Nov. 15–Nearly 240 apartments, a Marriott hotel and commercial space are elements of the planned $103.7 million remake of the Jefferson Arms in downtown St. Louis.
If the project follows the developer's preliminary plan, construction would begin in March with the remade landmark on Tucker Boulevard opening in August 2019.
Alterra International, the Dallas-based developer behind the project, is seeking tax incentives. The largest is $17.4 million in tax-increment financing, which the city's TIF Commission is scheduled to consider Wednesday. The developer also is seeking $1.3 million through a community improvement district and $1.3 million through a transportation development district.
Additional financing would come from state and federal historic preservation tax credits and state brownfield tax credits.
The project is infeasible without tax breaks, Alterra says in its TIF application. The developer notes that the deteriorated, 13-story building needs total renovation after being vacant more than a decade.
"The proposed renovation will reactivate one of the premier, iconic buildings in the city, attract new businesses to downtown St. Louis and contribute to the continued residential growth of downtown St. Louis," Alterra says in its TIF application.

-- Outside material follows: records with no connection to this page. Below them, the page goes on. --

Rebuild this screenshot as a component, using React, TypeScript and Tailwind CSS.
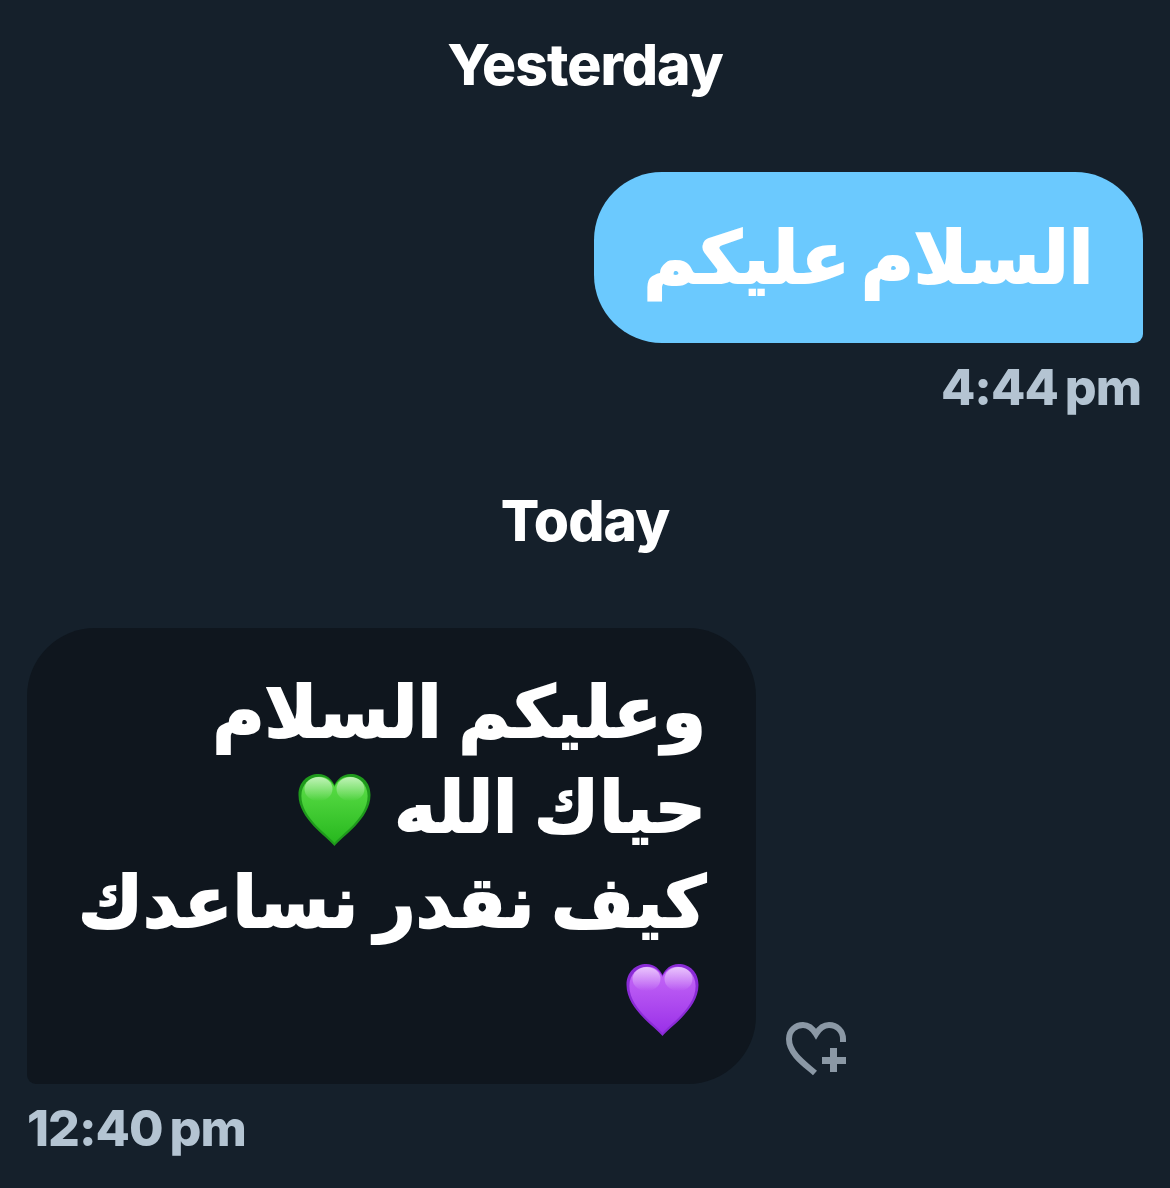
import React from "react";

const HEART = "M37 73C30 64 1 46 1 22C1 9 10 1 21 1C29 1 34 6 37 12C40 6 45 1 53 1C64 1 73 9 73 22C73 46 44 64 37 73Z";

function Heart({ edge, from, to, id, className }: { edge: string; from: string; to: string; id: string; className: string }) {
  return (
    <svg viewBox="0 0 74 74" className={className}>
      <defs>
        <linearGradient id={id} x1="0" y1="0" x2="0" y2="1">
          <stop offset="0" stopColor={from} />
          <stop offset="1" stopColor={to} />
        </linearGradient>
        <linearGradient id={`${id}h`} x1="0" y1="0" x2="0" y2="1">
          <stop offset="0" stopColor="#ffffff" stopOpacity="0.6" />
          <stop offset="1" stopColor="#ffffff" stopOpacity="0" />
        </linearGradient>
      </defs>
      <path d={HEART} fill={edge} />
      <path d={HEART} fill={`url(#${id})`} transform="translate(37 35) scale(0.92 0.92) translate(-37 -35)" />
      <ellipse cx="21" cy="16" rx="14" ry="12" fill={`url(#${id}h)`} />
      <ellipse cx="53" cy="16" rx="14" ry="12" fill={`url(#${id}h)`} />
    </svg>
  );
}

export default function App() {
  return (
    <div
      className="w-[1170px] h-[1188px] bg-[#15202b] overflow-hidden flex flex-col text-white"
      style={{ fontFamily: '"Inter","Noto Sans","DejaVu Sans",sans-serif' }}
    >
      <div className="mt-[32px] h-[64px] flex items-center justify-center text-[57px] font-extrabold leading-none tracking-[-1px]">Yesterday</div>
      <div
        className="mt-[76px] mr-[27px] self-end w-[549px] h-[171px] bg-[#6bc9fe] rounded-[68px] rounded-br-[9px] flex items-center justify-center text-[72px] font-bold [word-spacing:-14px] [-webkit-text-stroke:2px_white]"
        dir="rtl"
        style={{ fontFamily: '"DejaVu Sans",sans-serif' }}
      >
        السلام عليكم
      </div>
      <div className="mt-[12px] mr-[29px] self-end text-[#b4c4d2] text-[50px] font-extrabold leading-[64px] tracking-[-1px] [word-spacing:-3px]">4:44 pm</div>
      <div className="mt-[69px] h-[64px] flex items-center justify-center text-[57px] font-extrabold leading-none tracking-[-1px]">Today</div>
      <div className="mt-[76px] ml-[27px] flex items-end">
        <div
          className="w-[729px] h-[456px] bg-[#0f161e] rounded-[68px] rounded-bl-[9px] pr-[50px] pt-[37px] text-[71px] font-bold leading-[95px] [word-spacing:-8px] [-webkit-text-stroke:2px_white]"
          dir="rtl"
          style={{ fontFamily: '"DejaVu Sans",sans-serif' }}
        >
          <div className="h-[95px]">وعليكم السلام</div>
          <div className="h-[95px] flex items-center gap-[22px]">
            حياك الله
            <Heart id="gg" edge="#1f9a1c" from="#5fe04a" to="#27b81e" className="w-[75px] h-[74px] mt-[5px]" />
          </div>
          <div className="h-[95px]">كيف نقدر نساعدك</div>
          <div className="h-[95px] flex items-center pr-[6px]">
            <Heart id="gp" edge="#8a2bd6" from="#c76bf8" to="#9a30e8" className="w-[75px] h-[74px] mt-[5px]" />
          </div>
        </div>
        <svg viewBox="0 0 60 54" className="ml-[30px] mb-[8px] w-[60px] h-[54px]" fill="none" stroke="#8b98a5" strokeWidth="6">
          <path d="M29 51C20 43 3 32 3 17C3 8 10 3 17 3C23 3 27 7 30 12C33 7 37 3 43 3C51 3 57 9 57 17V20" />
          <path d="M47.5 26V50M36 38.5H60" strokeWidth="7" />
        </svg>
      </div>
      <div className="mt-[12px] ml-[27px] text-[#b4c4d2] text-[50px] font-extrabold leading-[64px] tracking-[-1px] [word-spacing:-3px]">12:40 pm</div>
    </div>
  );
}
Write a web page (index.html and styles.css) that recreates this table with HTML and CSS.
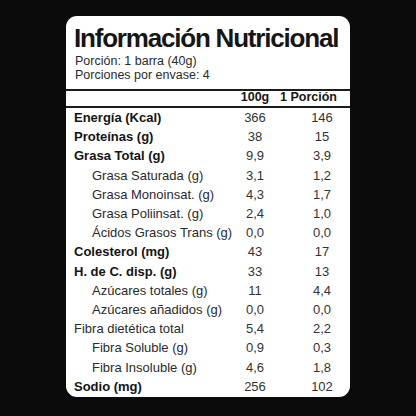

Previous renovation plans by other developers never happened, Alterra notes, referring to the Jefferson Arms as "the proverbial white elephant."
Preliminary plans include 239 market-rate apartments and a 198-room Marriott-flagged hotel. Under consideration are Marriott brands AC Hotels, Autograph Collection, element and aloft. The building's first floor would be rehabbed for 18,603 square feet of commercial space. A 91-car garage in the basement would handle some of the project's parking needs.
Merriman Anderson/Architects of Dallas is the project's designer.
Mike Sarimsakci, Alterra's president, has said the project would begin with construction of restaurants and other commercial space. Work would then proceed to putting apartments in the original building that opened as the Hotel Jefferson in time for the 1904 World's Fair. Apartments also would occupy the top floor of the hotel's 1920s Locust Street addition, where the Marriott hotel would be located.
Pyramid Construction paid $19 million for the Jefferson Arms in 2006 and planned to redo it as condos. Pyramid went out of business in 2008 without beginning the project, although it cleared the building of its senior-housing residents. Real estate investor David Jump bought the building out of foreclosure in 2010. Alterra's TIF application says the developer plans to pay $6.7 million for the building.